▶ _TASK DESCRIPTION_: Scan the data below and report how many lines include the word "that". Nothing else is wanted.
___ TASK INPUT
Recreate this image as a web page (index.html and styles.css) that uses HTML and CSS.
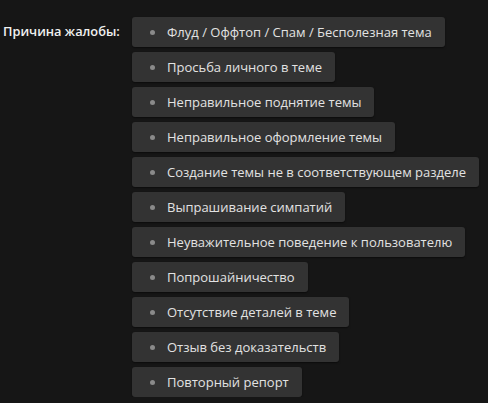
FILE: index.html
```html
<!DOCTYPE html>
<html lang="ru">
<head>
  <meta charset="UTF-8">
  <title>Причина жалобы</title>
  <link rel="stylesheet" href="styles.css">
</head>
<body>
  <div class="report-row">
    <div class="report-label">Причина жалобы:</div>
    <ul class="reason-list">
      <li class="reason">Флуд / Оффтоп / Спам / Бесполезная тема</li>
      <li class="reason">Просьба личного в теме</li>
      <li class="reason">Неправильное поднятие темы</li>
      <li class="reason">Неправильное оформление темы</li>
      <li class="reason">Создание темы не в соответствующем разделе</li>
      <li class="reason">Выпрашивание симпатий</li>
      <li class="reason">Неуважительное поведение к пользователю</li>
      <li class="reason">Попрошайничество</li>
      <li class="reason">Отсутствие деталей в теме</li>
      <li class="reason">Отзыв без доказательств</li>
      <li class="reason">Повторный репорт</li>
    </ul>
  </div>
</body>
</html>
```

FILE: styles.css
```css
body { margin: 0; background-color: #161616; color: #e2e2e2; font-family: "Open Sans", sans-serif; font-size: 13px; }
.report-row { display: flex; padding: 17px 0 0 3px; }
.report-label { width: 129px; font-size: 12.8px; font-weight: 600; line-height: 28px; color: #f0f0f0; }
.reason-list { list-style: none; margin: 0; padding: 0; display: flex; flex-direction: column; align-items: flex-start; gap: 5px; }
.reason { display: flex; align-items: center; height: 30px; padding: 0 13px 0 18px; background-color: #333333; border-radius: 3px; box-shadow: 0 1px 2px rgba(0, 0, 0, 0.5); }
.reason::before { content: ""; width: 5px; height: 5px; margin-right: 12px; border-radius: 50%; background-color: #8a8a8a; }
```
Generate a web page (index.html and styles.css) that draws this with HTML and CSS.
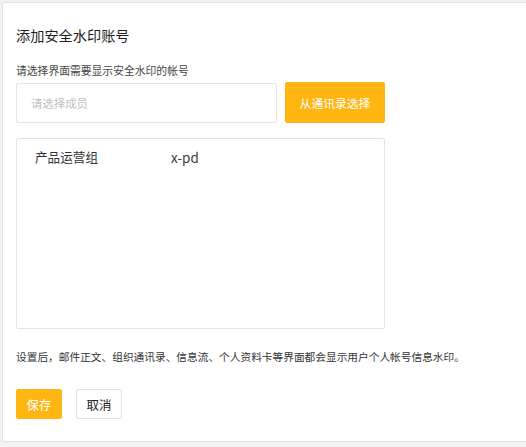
______
▶ _TASK RESULT_: 2